What is the interpretation of $dE - TdS \leq 0$?

Question

What is the interpretation of $dE - TdS \leq 0$?

If I understand correctly this is the Helmholtz free energy: $$ dF = dE - TdS $$

I understand that if the process costs energy and this cannot be supplied this process will not be spontaneous. Does this equation tell that for a system undergoing a process the energy required to supply is the energy that the process 'costs' minus the energy you will get automatically from heat flowing into the system?

$$ \text{Energy cost of a process} -\text{Energy supplied 'for free' from the enviroment} = \text{Net Energy needed for a process} $$

So the change of the helmholtz free energy during a process is the net energy needed that you have to supply? Or when it is negative, the energy that is released?

Are there comparable intuitive explanations of the other thermodynamic potentials?

Answer 1

I believe it's useful to remember the first law of thermodynamics, $dE = dQ + dW$, which tells us that heat Q and work W are both forms of energy (you can increase the internal energy E of you hands by either rubbing them or place them near a source of heat). Energy conservation is its interpretation; if heat $dQ > 0$ is supplied to the system then the maximum amount of work the system would do on the environment is $dW = dE - dQ$ (where, for work done on the environment by the system, dW is negative).

If 'reversibility is assumed (i.e., if there's no friction, and if the heat transfers are done infinitesimally), then we can say $dW = dE - TdS$, otherwise $dW \ge dE - TdS$. Since $F=E-TS$, then $dF=dE-(TdS+SdT)$, and for isothermal processes we have $dF=dE-TdS$ (since $dT=0$). Hence $dF \le dW$.

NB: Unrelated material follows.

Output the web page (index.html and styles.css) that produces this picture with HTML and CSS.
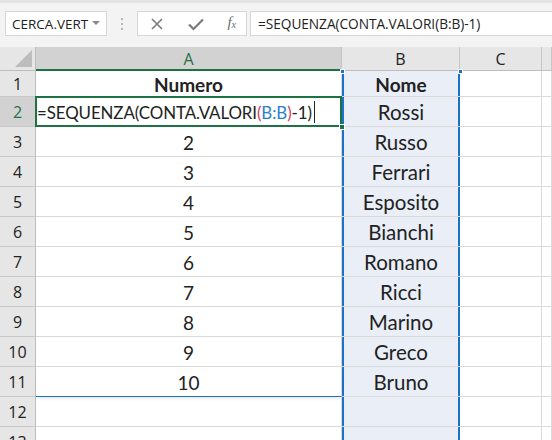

If the system was a gas at pressure p, enclosed in a container with volume V connected to a piston, upon heating it would expand; it would do work $dW=-pdV$ on the environment. Hence $dF \le -pdV$, and so $\Delta F \le -\int_a^b p \,dV $, where $b>a$. Negative changes in F indicate work done by the system on the surroundings.

In other words, for systems that are in thermal contact with their surroundings (so that the processes that may occur are isothermal), you can think of $\Delta F$ as the maximum amount of work that you'll be able to get out of the system before equilibrium is reached.

If in addition to being in thermal contact the system is 'mechanically isolated', no work can be applied to or extracted from it, and therefore $dF \le 0$ - meaning that equilibrium is reached when F is minimized and is a constant. An example of such as system could be an idealized spin-$\frac{1}{2}$ paramagnet in the presence of a magnetic field, with non-interacting spins. Since $F=E-TS$, for such a system to reach equilibrium, it will find the right balance between between internal energy E and entropy S at the given temperature T, in order to minimize F. If temperature is low, the system will minimize the internal energy by lining the spins in the direction of the field, even though this would lead to high entropy. If temperature is high, it would randomize the spins to increase its entrope, even though this increases its internal energy.

I hope these examples help you form an intuitive understanding for the Helmholtz function for the cases of systems at constant temperature. Other thermodynamic potentials become relevant for other constraints (e.g., constant pressure, etc) and it's possible to think of intuitive interpretations for them as well. I recommend the book 'Conccepts in Thermal Physics' by Blundell.

Answer 2

What is the interpretation of $dE - TdS \leq 0$?

If I understand correctly this is the Helmholtz free energy: $$ dF = dE - TdS $$

No. The above expression for $dF$ is wrong.

The correct differential is derived as follows:

$$ F = U-TS $$ $$ dF = dU - d(TS) = dU -TdS - SdT \neq dU - TdS $$

Now, using $dU = -pdV - TdS$, we have: $$ dF= dU - TdS - SdT = TdS - pdV - TdS - SdT $$ $$ = -pdV - SdT $$

$F$ is a function of $T$, not of $S$.